Since being accepted in July, SAS has been a rather highly discussed subject in my household. We can't really get through a dinner conversation without the topic popping up or a family gathering without someone questioning my journey. Unfortunately it hasn't been the happiest of conversations (mostly because it's costing me a large fortune to go) and my dad hates traveling so he really has never said a positive thing about my trip (or my cruise as he likes to call it). But I honestly don't care. This experience has nothing to do with my parents or their opinions of why I'm going. Merilee doesn't get it either but she knows this is something I've wanted to do for as long as she can remember.
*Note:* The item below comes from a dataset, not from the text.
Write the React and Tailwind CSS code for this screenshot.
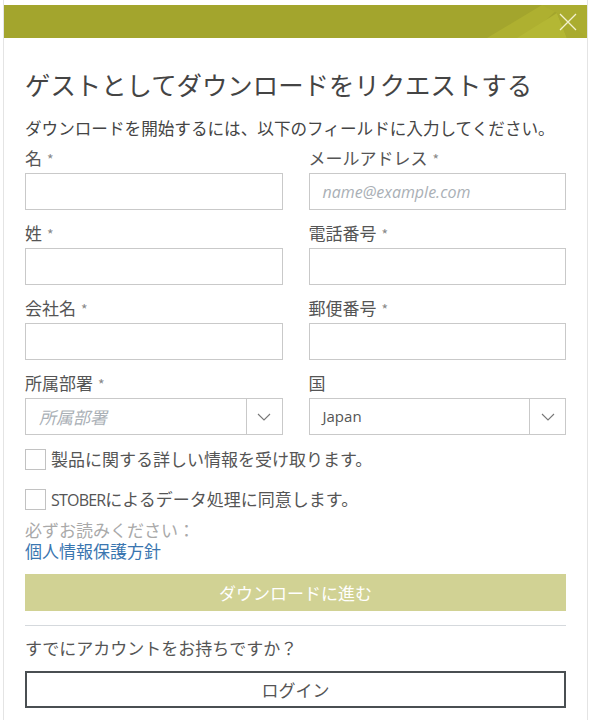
import React from "react";

const jp = { fontFamily: '"Noto Sans CJK JP", "Noto Sans", sans-serif' };

function Label({ children }) {
  return (
    <div className="h-[24px] leading-[24px] text-[17px] text-[#555] mb-[3px]">
      {children}
      {children !== "国" && <span className="text-[#888] ml-[5px] text-[14px]">*</span>}
    </div>
  );
}

function Input({ placeholder }) {
  return (
    <div className="h-[37px] border border-[#c9c9c9] bg-white flex items-center px-[13px]">
      {placeholder && (
        <span className="italic text-[#aab0b6] text-[16px]" style={{ fontFamily: '"Open Sans", sans-serif' }}>
          {placeholder}
        </span>
      )}
    </div>
  );
}

function Chevron() {
  return (
    <svg width="14" height="8" viewBox="0 0 14 8" fill="none" stroke="#777" strokeWidth="1.1">
      <path d="M1 1 L7 7 L13 1" />
    </svg>
  );
}

function Select({ value, placeholder }) {
  return (
    <div className="h-[37px] border border-[#c9c9c9] bg-white flex">
      <div className="flex-1 flex items-center px-[13px]">
        {placeholder ? (
          <span className="italic text-[#aab0b6] text-[17px]">{placeholder}</span>
        ) : (
          <span className="text-[#555] text-[15px]" style={{ fontFamily: '"Open Sans", sans-serif' }}>{value}</span>
        )}
      </div>
      <div className="w-[36px] border-l border-[#c9c9c9] flex items-center justify-center">
        <Chevron />
      </div>
    </div>
  );
}

function Field({ label, children }) {
  return (
    <div className="flex flex-col">
      <Label>{label}</Label>
      {children}
    </div>
  );
}

function Checkbox({ children }) {
  return (
    <div className="flex items-center gap-[5px] h-[22px]">
      <div className="w-[21px] h-[21px] border border-[#c2c2c2] bg-white shrink-0" />
      <div className="text-[17px] leading-[22px] text-[#555] whitespace-nowrap">{children}</div>
    </div>
  );
}

export default function App() {
  return (
    <div className="w-[591px] h-[720px] bg-white overflow-hidden" style={jp}>
      <div className="ml-[3px] w-[585px] h-[720px] border-l border-r border-[#e4e4e4] bg-white pt-[5px]">
        <div className="relative h-[33px] bg-[#a3a52d] overflow-hidden">
          <svg className="absolute right-0 top-0" width="100" height="33" viewBox="0 0 100 33">
            <polygon points="0,33 55,0 75,0 40,33" fill="#aeb030" />
            <polygon points="30,33 70,8 80,33" fill="#b4b734" />
            <polygon points="55,0 100,0 100,33 80,33 70,8" fill="#abad30" />
            <polygon points="70,8 100,33 80,33" fill="#a9ab2f" />
          </svg>
          <svg className="absolute right-[10px] top-[8px]" width="18" height="18" viewBox="0 0 18 18" stroke="#f3f1d0" strokeWidth="1.3">
            <path d="M1 1 L17 17 M17 1 L1 17" />
          </svg>
        </div>
        <div className="px-[21px]">
          <h1 className="mt-[28px] h-[36px] leading-[36px] text-[25.4px] text-[#444] font-normal whitespace-nowrap">
            ゲストとしてダウンロードをリクエストする
          </h1>
          <p className="mt-[14px] h-[24px] leading-[24px] text-[16.6px] text-[#444] whitespace-nowrap">
            ダウンロードを開始するには、以下のフィールドに入力してください。
          </p>
          <div className="mt-[6px] grid grid-cols-2 gap-x-[26px] gap-y-[11px]">
            <Field label="名"><Input /></Field>
            <Field label="メールアドレス"><Input placeholder="name@example.com" /></Field>
            <Field label="姓"><Input /></Field>
            <Field label="電話番号"><Input /></Field>
            <Field label="会社名"><Input /></Field>
            <Field label="郵便番号"><Input /></Field>
            <Field label="所属部署"><Select placeholder="所属部署" /></Field>
            <Field label="国"><Select value="Japan" /></Field>
          </div>
          <div className="mt-[13px]">
            <Checkbox>製品に関する詳しい情報を受け取ります。</Checkbox>
          </div>
          <div className="mt-[18px]">
            <Checkbox>
              <span style={{ fontFamily: '"Open Sans", sans-serif' }} className="text-[16px] tracking-[-0.8px]">STOBER</span>
              によるデータ処理に同意します。
            </Checkbox>
          </div>
          <p className="mt-[9px] h-[42px] leading-[21px] text-[17px] text-[#a9a9a9]">
            必ずお読みください：
            <br />
            <span className="text-[#3a76b0]">個人情報保護方針</span>
          </p>
          <div className="mt-[13px] h-[37px] bg-[#d1d294] flex items-center justify-center text-white text-[17px]">
            ダウンロードに進む
          </div>
          <div className="mt-[14px] border-t border-[#d5d9dd]" />
          <div className="mt-[10px] h-[24px] leading-[24px] text-[17px] text-[#555]">すでにアカウントをお持ちですか？</div>
          <div className="mt-[11px] h-[37px] border-2 border-[#4a4f52] flex items-center justify-center text-[17px] text-[#555]">
            ログイン
          </div>
        </div>
      </div>
    </div>
  );
}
She knows that my dedication clearly has shown the value I've placed on SAS. This voyage, this embarking on a new chapter of my life- is actually about me.

I'm feeling about every emotion possible at this point. The pictures online, the idea of living at sea, getting those last minute items at Target have all released so many endorphins I think the happiness and joy is spilling out of my soul. But the moments of saying goodbye have left me in acute sadness and nervousness. The idea of not being able to just call my dad on my walk home from class or sending Keeley a text about the mimes roaming Boulder or IMing someone who lives down the hall or even meeting a friend late at night to curl up and watch a movie- the these simple interactions have thus defined so many of my relationships are forced to be put on hold. "Traveling is an addiction and it is very difficult to maintain and sustain relationships when you are obsessed with going away" (Wild Writing Women: Stories of World Travel)

It's so true. I'm addicted to that escaping experience and feeling the world at your fingertips but I'm also dangerously addicted to my family and friends around me. I know I will be okay and I know that what lies ahead is only full of more magical moments and relationships to enhance my life.

And so here I go. With a fully loaded backpack, a fresh passport with blank pages to fill, 43 malaria pills, my journal and a few pictures of the people I leave behind (but oh how do I wish they could come along), I embark on my next journey.